For the time being, the classroom is off limits to students and faculty because of the coronavirus pandemic and there doesn’t seem to be an end to it. It isn’t just pre-k to high school age students who are using distance learning – many universities are close, too. University students are missing out on the coveted “college experience” because the university is putting their safety first.
The pandemic has wrought nothing but chaos to our lives and it certainly put the economy in peril. But we have to wonder about the effects the coronavirus has had on the housing market and business economy in university cities. After all, these cities depend on students to be patrons and employees.

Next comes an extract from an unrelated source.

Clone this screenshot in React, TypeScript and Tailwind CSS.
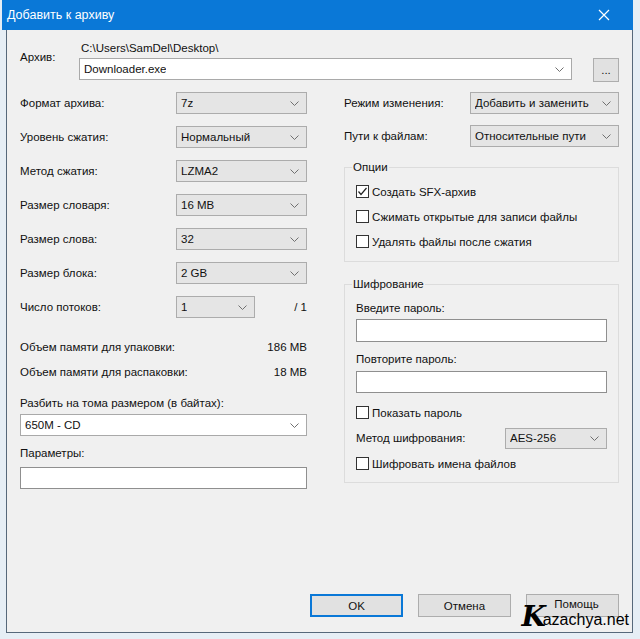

HomeLight published their Q3 survey, and real estate agents from all over the country are saying university cities are struggling. Here are a few reasons why.
Barren university towns
With in-person learning put on pause for the foreseeable future, students are staying home and participating in distance learning. As a result of this, these towns are more akin to a barren ghost town than a bustling university city. Because of this decline, 38% of agents who participated in the survey say they are aware of the prickly situation the housing market is in.
Agents who do business in university towns believe the number of property vacancies will rise to 7.4% in the 2020 fall semester, whereas this time last year, the vacancies were only 5.2%. Even the number of vacant units will see a 1% increase, making it 3.3% vacant for the fall semester.
Some cities remain unaffected
Although many university towns have been trying to make the best out of a bad situation, not all college towns are suffering. Some universities have reopened, allowing classes and athletics to resume – with proper precautions in place, of course.
On the other hand, while these towns may be doing well because the schools are open, it doesn’t mean it will stay that way. Goshen College in Indiana paused their athletic programs for a week because there was an increase of COVID cases. Chicago Business School is closing its doors for two weeks and doing online-only classes because students were partying recklessly and became infected.
Concerns over real estate investing
About 30% of real estate agents reported the number of people who are investing in rental properties in the university towns are declining, or at the very least staying the same as it was before the pandemic. If the market is in a precarious state, of course this is going to be concerning.
Although the rental market isn’t doing too well at the moment, it may be the perfect time to invest. Of the new listings being put on the market, 19% of agents say landlords are putting their rentals up for sale because they’re losing money because they can’t find good renters.
Erratic inventory
One would think that with former rental properties being put on the market, the inventory would be pretty decent, right? That’s not the case in many markets. In fact, it is quite alarming that 81% of agents in a university town say their available inventory is abysmally low. Who knows how long, if ever, it will take for the market to even out.
The sad fact is the housing market in college towns relies heavily on students, especially those who live off campus. Right now universities are not holding in-person classes, therefore more students are staying at home with their parents or getting an apartment in a cheaper part of town.
The big question is this; “What will the 2021 Spring semester look like? Will classes resume as normal and will students flood back to campus? Can the local economy survive that long?”